If remember right, the book does not link using the "reimagination exercise" to overcoming her fear of taking public transportation. How did the reimagination exercise help her overcome the fear of taking public transportation?

I have reread the book two times this year!

Thank you,

Aaron W. California---LMSW (Idaho)

David’s reply

I am happy to include your question on an upcoming Feeling Good Podcast. Can I use your first name? Thanks!

I can answer two of your questions, and can even demonstrate the one-minute drill, and discuss its uses and limitations.

Best, david

3. Gray asks about feeling better about post-secondary education

Hi David,

I struggle with intense anger, frustration, and depression while doing college coursework, with recurring thoughts like, “This is pointless,” “This work is for nobody, ” "I'm just working to work," "I'm being hazed," and “I profoundly don’t care!”

I’m interested in law school because I’d love being a lawyer, but I worry that I won’t be mentally healthy in that environment. Many lawyers say 80+% of law school is irrelevant and doesn’t adequately prepare you to practice law or even to pass the Bar, so I expect similar frustrations would resurface.

I’ve looked into this very carefully and I’m convinced that the basic substance of my thoughts has bulletproof empirical grounding (outside of STEM, for sure).
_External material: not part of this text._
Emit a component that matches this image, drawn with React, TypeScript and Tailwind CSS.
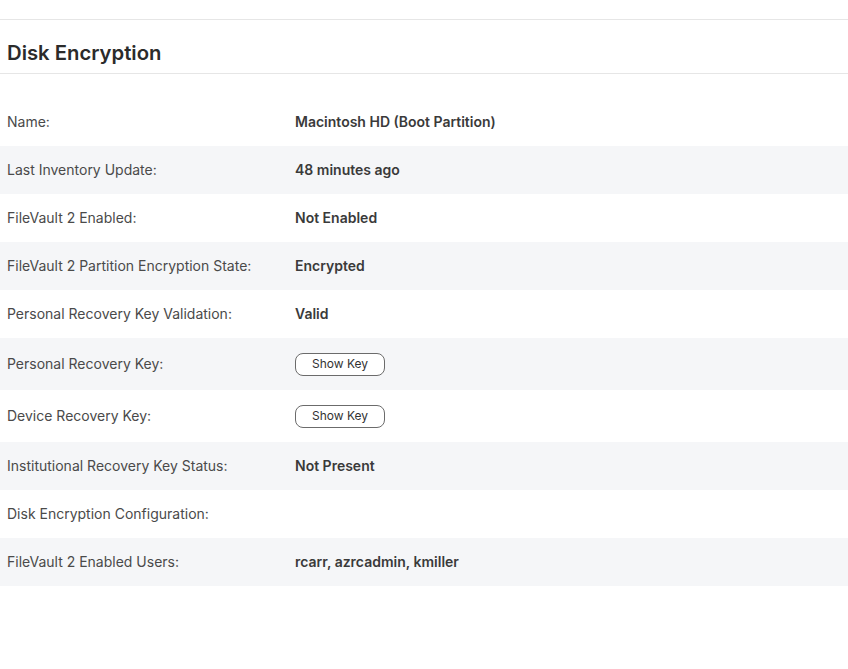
const rows: { label: string; value?: string; button?: boolean }[] = [
  { label: 'Name:', value: 'Macintosh HD (Boot Partition)' },
  { label: 'Last Inventory Update:', value: '48 minutes ago' },
  { label: 'FileVault 2 Enabled:', value: 'Not Enabled' },
  { label: 'FileVault 2 Partition Encryption State:', value: 'Encrypted' },
  { label: 'Personal Recovery Key Validation:', value: 'Valid' },
  { label: 'Personal Recovery Key:', button: true },
  { label: 'Device Recovery Key:', button: true },
  { label: 'Institutional Recovery Key Status:', value: 'Not Present' },
  { label: 'Disk Encryption Configuration:' },
  { label: 'FileVault 2 Enabled Users:', value: 'rcarr, azrcadmin, kmiller' },
]

export default function App() {
  return (
    <div className="min-h-screen bg-white font-['Inter','Liberation_Sans',sans-serif] text-[#333]">
      <div className="h-[19px]" />
      <div className="border-y border-[#e6e6e6] h-[55px] flex items-center px-[7px]">
        <h2 className="text-[20.3px] font-semibold text-[#2b2b2b] pt-[13px]">Disk Encryption</h2>
      </div>

      {/* Details */}
      <div className="pt-[24px]">
        {rows.map((row, i) => (
          <div
            key={row.label}
            className={`flex items-center px-[7px] text-[14px] pb-[2px] ${row.button ? 'h-[52px]' : 'h-[48px]'} ${
              i % 2 === 1 ? 'bg-[#f5f6f8]' : 'bg-white'
            }`}
          >
            <div className="w-[288px] shrink-0 text-[#4a4a4a]">{row.label}</div>
            {row.button ? (
              <button className="w-[90px] h-[23px] rounded-[8px] border border-[#6b6b6b] bg-white text-[12px] text-[#333] mt-[2px]">
                Show Key
              </button>
            ) : (
              <div className="font-semibold text-[#3a3a3a]">{row.value}</div>
            )}
          </div>
        ))}
      </div>
    </div>
  )
}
How could I manage these distortions when I’m in the midst of law school homework?

P.S. I’m quite hostile to appeals about how I would actually learn important things in class or about developing resilience for its own sake, so I’d prefer to avoid that line of thinking unless it's really important.

Thank you,

Gray

David’s reply

Can you give me an example of one of your negative thoughts. They always contain some truth, by the way. Perhaps you’re trapped in a Hidden Should Statement.